| THE TASK |
Only the number is wanted: how many lines contain "components"?

| EXTRACTED MATERIAL |

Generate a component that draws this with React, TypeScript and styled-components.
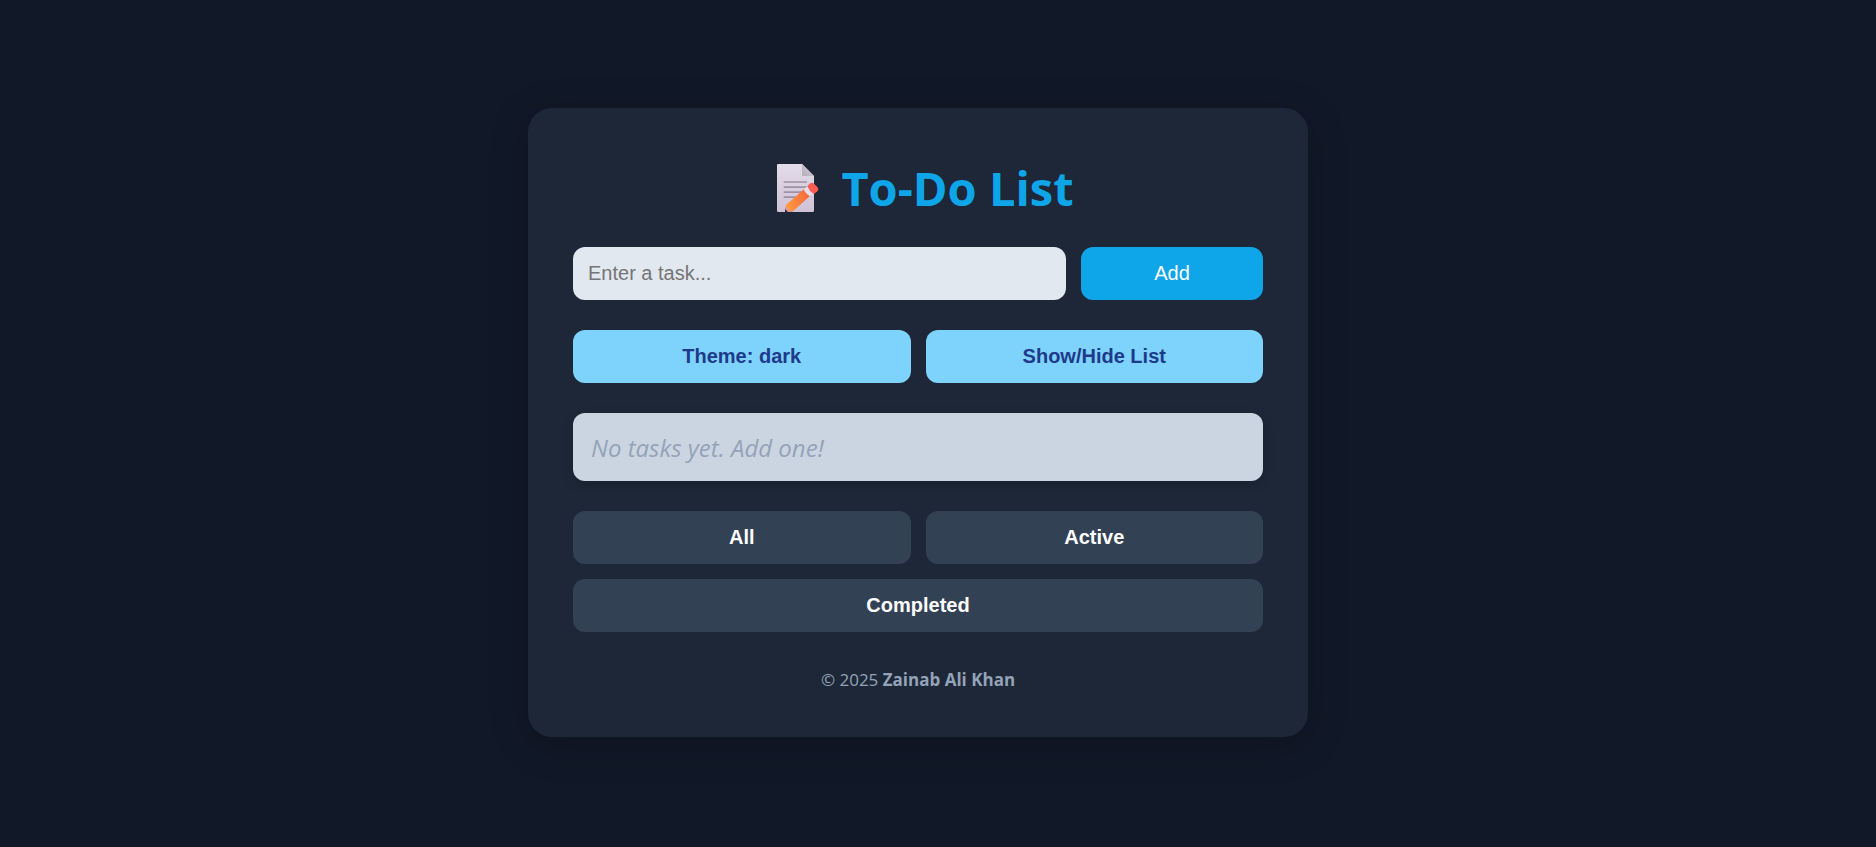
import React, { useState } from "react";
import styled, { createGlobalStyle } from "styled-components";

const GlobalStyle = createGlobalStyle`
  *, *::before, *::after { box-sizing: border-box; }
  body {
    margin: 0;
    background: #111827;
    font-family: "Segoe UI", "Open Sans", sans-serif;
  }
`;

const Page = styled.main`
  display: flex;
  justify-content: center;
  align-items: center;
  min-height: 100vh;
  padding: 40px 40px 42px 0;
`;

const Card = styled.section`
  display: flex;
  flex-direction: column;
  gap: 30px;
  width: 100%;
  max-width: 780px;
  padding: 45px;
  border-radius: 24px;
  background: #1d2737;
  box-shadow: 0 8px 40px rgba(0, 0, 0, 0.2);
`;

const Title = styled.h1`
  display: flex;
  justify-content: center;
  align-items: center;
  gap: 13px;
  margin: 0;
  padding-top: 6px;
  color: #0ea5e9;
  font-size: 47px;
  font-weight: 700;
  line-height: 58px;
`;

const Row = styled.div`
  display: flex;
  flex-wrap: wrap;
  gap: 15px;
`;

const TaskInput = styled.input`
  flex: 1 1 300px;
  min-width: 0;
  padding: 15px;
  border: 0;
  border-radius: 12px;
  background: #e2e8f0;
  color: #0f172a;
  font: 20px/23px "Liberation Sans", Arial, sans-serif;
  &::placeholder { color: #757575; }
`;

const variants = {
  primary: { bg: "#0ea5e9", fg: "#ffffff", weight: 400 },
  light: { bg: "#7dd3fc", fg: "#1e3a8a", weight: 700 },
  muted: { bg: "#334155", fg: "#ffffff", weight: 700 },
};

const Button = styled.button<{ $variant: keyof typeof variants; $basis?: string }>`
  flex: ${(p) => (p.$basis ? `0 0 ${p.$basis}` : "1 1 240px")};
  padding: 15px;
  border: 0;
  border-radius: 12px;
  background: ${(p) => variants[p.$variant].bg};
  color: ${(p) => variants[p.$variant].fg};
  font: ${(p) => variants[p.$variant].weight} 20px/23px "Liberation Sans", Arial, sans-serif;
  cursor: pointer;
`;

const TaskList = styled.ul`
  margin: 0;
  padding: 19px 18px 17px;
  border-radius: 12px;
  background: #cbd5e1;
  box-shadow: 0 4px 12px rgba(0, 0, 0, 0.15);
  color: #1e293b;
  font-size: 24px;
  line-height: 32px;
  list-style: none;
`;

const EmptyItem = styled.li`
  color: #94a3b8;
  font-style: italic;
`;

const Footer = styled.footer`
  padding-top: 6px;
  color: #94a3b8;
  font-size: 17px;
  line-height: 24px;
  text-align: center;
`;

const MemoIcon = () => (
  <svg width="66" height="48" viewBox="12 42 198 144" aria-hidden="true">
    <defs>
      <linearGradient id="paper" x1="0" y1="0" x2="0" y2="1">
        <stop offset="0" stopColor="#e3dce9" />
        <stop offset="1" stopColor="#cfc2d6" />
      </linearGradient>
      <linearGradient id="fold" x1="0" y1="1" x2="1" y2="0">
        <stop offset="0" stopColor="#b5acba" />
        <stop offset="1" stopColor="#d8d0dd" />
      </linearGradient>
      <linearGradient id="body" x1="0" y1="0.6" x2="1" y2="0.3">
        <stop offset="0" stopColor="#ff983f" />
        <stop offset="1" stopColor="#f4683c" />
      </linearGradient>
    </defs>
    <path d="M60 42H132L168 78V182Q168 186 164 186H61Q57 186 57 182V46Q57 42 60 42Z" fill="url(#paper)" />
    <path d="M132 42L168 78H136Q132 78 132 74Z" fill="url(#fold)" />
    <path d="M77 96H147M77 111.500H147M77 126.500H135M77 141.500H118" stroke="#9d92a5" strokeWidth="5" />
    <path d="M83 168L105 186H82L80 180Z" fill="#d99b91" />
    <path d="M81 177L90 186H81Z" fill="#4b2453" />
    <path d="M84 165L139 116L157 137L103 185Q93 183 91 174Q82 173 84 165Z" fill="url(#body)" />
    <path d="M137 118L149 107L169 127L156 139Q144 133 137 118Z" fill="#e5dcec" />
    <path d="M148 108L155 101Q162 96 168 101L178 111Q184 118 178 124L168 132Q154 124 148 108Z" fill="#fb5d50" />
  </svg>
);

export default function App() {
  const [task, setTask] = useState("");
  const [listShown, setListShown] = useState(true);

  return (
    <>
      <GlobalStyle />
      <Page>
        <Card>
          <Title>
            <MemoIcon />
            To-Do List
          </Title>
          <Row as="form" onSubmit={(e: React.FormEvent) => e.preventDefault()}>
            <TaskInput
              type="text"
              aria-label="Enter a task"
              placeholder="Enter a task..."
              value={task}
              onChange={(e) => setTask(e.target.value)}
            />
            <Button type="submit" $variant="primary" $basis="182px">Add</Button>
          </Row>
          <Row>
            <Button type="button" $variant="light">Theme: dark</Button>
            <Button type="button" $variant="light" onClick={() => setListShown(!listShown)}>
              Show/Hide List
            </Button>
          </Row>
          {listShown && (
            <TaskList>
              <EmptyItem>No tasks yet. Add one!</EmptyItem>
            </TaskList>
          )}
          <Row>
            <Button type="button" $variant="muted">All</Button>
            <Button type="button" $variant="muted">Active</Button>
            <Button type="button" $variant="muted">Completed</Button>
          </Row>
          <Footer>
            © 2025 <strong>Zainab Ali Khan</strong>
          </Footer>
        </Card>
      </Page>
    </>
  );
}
---
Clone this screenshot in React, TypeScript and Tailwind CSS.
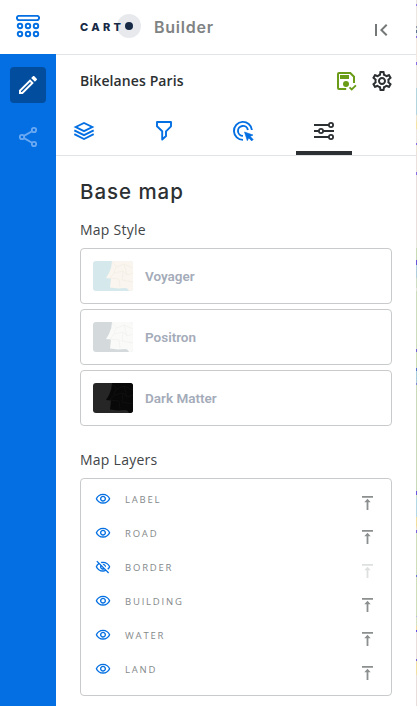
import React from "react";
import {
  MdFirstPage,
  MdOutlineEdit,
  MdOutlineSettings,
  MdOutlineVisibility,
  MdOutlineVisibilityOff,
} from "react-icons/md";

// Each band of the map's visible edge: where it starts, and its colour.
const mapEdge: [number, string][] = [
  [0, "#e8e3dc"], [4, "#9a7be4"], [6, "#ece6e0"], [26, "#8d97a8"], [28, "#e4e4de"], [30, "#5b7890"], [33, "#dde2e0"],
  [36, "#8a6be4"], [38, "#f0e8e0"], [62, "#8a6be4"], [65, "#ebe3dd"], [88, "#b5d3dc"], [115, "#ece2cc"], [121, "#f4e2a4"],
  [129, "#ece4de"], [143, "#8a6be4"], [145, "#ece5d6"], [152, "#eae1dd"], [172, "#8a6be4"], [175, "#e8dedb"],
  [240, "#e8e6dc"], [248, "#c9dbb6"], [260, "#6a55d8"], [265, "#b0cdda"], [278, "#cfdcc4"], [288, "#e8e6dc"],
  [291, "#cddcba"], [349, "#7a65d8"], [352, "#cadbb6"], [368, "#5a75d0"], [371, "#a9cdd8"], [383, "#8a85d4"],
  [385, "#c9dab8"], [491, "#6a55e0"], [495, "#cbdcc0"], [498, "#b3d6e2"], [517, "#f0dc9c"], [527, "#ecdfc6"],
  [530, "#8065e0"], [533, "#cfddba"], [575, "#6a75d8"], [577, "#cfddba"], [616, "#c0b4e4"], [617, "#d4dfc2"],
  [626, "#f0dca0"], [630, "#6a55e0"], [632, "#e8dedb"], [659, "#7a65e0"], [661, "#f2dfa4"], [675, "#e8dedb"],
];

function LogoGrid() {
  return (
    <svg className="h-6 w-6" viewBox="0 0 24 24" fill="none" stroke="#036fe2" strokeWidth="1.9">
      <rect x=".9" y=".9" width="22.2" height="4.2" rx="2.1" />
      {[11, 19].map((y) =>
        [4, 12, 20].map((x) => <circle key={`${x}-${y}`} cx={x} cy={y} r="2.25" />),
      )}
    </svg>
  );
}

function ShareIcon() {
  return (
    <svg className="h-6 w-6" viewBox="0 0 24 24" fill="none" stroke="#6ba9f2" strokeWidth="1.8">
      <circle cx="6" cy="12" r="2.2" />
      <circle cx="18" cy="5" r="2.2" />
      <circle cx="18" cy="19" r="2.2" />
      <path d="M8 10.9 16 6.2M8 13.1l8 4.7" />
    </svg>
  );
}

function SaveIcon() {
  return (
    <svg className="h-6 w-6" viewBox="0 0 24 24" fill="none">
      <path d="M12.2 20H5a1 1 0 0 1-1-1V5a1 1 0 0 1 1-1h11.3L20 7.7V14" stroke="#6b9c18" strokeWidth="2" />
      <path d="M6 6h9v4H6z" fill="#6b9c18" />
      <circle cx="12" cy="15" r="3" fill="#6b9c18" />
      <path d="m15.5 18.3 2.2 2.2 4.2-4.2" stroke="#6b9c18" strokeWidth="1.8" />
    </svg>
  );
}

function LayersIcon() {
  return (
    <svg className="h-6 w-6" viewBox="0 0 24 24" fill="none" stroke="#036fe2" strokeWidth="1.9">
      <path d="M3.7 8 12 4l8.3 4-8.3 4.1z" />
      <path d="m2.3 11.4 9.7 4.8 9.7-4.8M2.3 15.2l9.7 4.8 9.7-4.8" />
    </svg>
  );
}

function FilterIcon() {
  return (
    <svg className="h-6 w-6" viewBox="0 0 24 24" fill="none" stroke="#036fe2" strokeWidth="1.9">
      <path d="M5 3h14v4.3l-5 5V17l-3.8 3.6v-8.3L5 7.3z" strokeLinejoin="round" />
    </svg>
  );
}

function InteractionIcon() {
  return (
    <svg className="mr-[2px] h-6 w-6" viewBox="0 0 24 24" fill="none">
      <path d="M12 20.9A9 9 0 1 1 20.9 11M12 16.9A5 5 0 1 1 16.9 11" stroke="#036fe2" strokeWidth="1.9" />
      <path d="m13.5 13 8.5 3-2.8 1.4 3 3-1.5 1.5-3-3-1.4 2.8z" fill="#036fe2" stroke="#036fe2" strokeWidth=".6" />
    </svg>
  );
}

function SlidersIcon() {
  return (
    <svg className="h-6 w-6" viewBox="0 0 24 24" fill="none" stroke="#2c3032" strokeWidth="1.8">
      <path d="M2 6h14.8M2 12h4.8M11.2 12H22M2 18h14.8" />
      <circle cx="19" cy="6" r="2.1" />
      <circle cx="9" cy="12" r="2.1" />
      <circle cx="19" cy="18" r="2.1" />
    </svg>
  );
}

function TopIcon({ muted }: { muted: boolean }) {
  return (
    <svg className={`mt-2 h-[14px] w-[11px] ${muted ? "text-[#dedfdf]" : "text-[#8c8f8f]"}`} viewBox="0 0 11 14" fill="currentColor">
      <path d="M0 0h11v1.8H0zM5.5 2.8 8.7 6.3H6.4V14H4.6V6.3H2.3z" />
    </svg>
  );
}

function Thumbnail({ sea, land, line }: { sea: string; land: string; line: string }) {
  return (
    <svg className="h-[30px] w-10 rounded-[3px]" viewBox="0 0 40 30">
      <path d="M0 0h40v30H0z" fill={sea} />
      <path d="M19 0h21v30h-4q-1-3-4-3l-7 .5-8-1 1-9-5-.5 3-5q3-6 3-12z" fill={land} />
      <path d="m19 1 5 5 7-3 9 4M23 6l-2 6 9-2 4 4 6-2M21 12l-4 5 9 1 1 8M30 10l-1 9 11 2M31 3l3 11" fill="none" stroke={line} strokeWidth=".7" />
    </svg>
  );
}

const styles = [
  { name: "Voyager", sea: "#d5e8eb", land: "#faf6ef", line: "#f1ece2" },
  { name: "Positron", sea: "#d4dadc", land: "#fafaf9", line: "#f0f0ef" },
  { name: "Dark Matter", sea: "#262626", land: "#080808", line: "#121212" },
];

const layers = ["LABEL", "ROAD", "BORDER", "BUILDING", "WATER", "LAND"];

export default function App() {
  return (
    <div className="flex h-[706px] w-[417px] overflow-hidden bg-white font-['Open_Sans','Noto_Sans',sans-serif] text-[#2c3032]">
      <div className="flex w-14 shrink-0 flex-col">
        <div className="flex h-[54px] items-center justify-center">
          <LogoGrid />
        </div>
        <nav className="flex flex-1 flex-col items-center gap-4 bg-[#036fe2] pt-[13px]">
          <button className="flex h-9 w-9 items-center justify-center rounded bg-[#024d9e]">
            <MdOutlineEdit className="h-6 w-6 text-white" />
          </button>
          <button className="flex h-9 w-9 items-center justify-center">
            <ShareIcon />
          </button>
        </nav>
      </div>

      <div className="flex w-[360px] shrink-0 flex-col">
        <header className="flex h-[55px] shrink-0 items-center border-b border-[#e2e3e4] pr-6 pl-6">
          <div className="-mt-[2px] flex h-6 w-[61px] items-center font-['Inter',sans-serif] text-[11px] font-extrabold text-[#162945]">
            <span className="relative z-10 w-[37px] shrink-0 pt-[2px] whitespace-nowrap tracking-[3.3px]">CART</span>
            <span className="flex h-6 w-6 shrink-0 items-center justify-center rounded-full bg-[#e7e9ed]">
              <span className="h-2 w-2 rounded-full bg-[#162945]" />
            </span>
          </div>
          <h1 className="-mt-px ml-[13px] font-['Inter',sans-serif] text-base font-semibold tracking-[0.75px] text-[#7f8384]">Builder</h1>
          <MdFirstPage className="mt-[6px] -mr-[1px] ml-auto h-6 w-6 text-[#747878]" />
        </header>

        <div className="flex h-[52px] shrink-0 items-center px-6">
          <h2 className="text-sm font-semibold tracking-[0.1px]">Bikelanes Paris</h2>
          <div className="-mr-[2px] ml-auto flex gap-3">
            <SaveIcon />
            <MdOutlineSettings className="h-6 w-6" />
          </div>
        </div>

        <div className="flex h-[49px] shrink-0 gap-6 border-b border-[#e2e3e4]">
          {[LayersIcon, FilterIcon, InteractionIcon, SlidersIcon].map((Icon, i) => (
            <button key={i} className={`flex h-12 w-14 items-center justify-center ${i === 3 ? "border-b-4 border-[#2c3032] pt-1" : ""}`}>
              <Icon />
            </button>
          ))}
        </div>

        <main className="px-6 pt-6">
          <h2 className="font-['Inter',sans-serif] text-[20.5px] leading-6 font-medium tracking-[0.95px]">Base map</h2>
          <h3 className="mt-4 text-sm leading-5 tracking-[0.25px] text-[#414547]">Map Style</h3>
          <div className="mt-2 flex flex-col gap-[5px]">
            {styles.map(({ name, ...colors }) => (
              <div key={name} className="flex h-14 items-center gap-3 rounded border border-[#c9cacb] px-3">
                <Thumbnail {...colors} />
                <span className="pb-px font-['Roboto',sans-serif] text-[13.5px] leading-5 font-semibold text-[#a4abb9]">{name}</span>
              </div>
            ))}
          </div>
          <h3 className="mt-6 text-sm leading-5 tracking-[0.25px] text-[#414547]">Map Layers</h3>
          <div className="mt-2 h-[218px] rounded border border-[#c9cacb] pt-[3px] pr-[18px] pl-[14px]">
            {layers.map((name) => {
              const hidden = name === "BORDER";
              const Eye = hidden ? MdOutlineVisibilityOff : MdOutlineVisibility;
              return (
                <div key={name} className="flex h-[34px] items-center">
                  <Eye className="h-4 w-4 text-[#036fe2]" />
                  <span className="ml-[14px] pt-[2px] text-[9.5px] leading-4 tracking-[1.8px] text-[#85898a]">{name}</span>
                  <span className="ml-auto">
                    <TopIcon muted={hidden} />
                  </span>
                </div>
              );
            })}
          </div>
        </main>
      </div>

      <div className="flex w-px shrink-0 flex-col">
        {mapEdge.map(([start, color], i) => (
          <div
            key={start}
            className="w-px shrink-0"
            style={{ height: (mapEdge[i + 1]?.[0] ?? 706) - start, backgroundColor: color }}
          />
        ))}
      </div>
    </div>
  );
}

| REPLY TO THE TASK |
2